You are viewing a plain text version of this content. The canonical link for it is here.
Posted to dev@uima.apache.org by "Alexander N Thomas (JIRA)" <de...@uima.apache.org> on 2013/07/12 23:51:49 UTC
[jira] [Created] (UIMA-3075) Unambiguous non-strict subiterator may
return annotations outside the given annotation's range
Alexander N Thomas created UIMA-3075:
----------------------------------------
Summary: Unambiguous non-strict subiterator may return annotations outside the given annotation's range
Key: UIMA-3075
URL: https://issues.apache.org/jira/browse/UIMA-3075
Project: UIMA
Issue Type: Bug
Affects Versions: 2.4.0C
Reporter: Alexander N Thomas
Priority: Minor
REPRO: using a tokenizer that matches on "[^ ]" on "aaa bbb ccc ddd" I get four token annotations
"aaa" 0-3
"bbb" 4-7
"ccc" 8-11
"ddd" 12-15
I then iterate over the token annotations while printing the covered text, begin and end, make an unambiguous non-strict subiterator, and iterate over the subiterations printing out their covered text, begin and end all indented.

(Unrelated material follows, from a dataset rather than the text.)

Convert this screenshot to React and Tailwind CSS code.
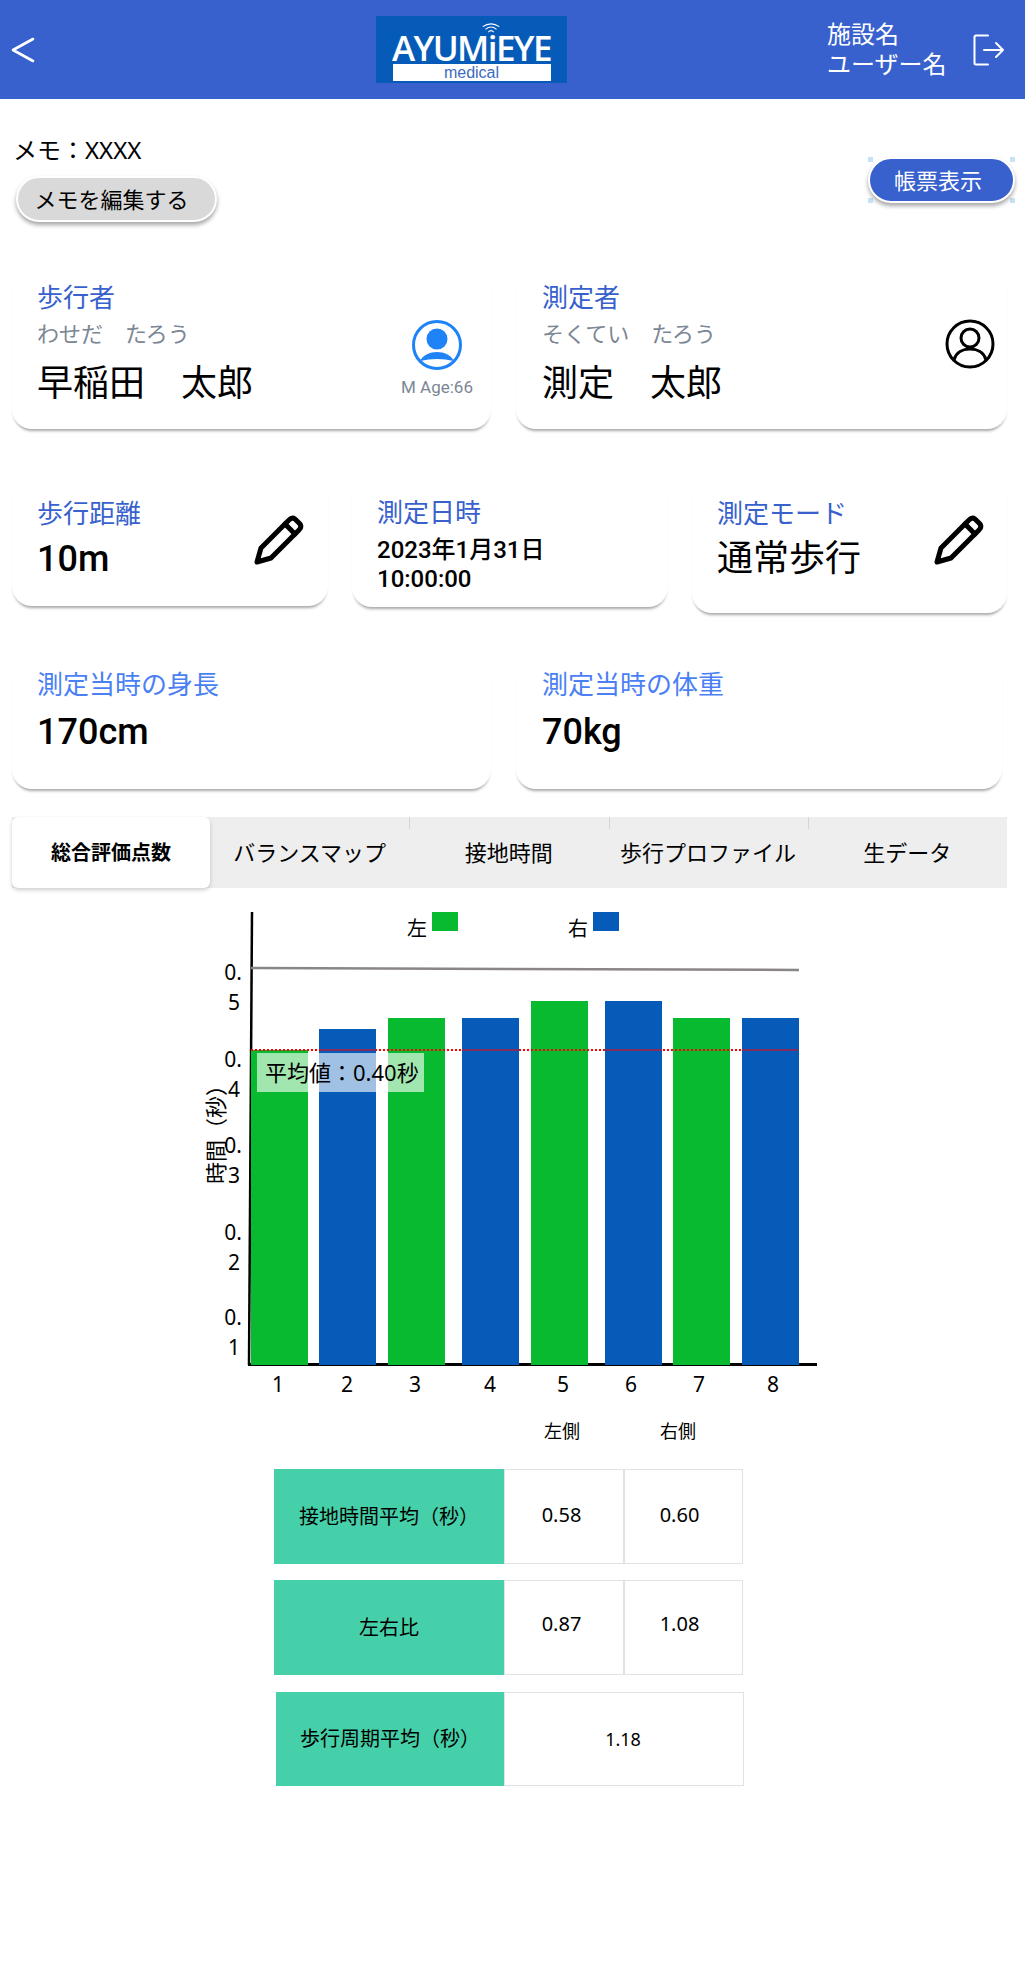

Iterator<Annotation> iter = jcas.getAnnotationIndex(Token.type).iterator();
while (iter.hasNext()) {
Annotation a = iter.next();
System.out.println("\"" + a.getCoveredText() + "\"" + " [" + a.getBegin() + ", " + a.getEnd() + ")");
Iterator<Annotation> featIter = jcas.getAnnotationIndex().subiterator(a, false, false);
while (featIter.hasNext()) {
Annotation b = featIter.next();
System.out.println("\t\"" + b.getCoveredText() + "\"" + " [" + b.getBegin() + ", " + b.getEnd() + ")");
}
}
The output is
"aaa" [0, 3)
"bbb" [4, 7)
"bbb" [4, 7)
"ccc" [8, 11)
"ccc" [8, 11)
"ddd" [12, 15)
"ddd" [12, 15)
I think this can be fixed by adding an extra check at Subiterator.java ln: 127
NOW
while (it.isValid() && ((start > annot.getBegin()) || (strict && annot.getEnd() > end))) {
it.moveToNext();
}
POSSIBLE FIX
while (it.isValid() && ((start > annot.getBegin() && annot.getBegin() <= end) || (strict && annot.getEnd() > end))) {
it.moveToNext();
}
--
This message is automatically generated by JIRA.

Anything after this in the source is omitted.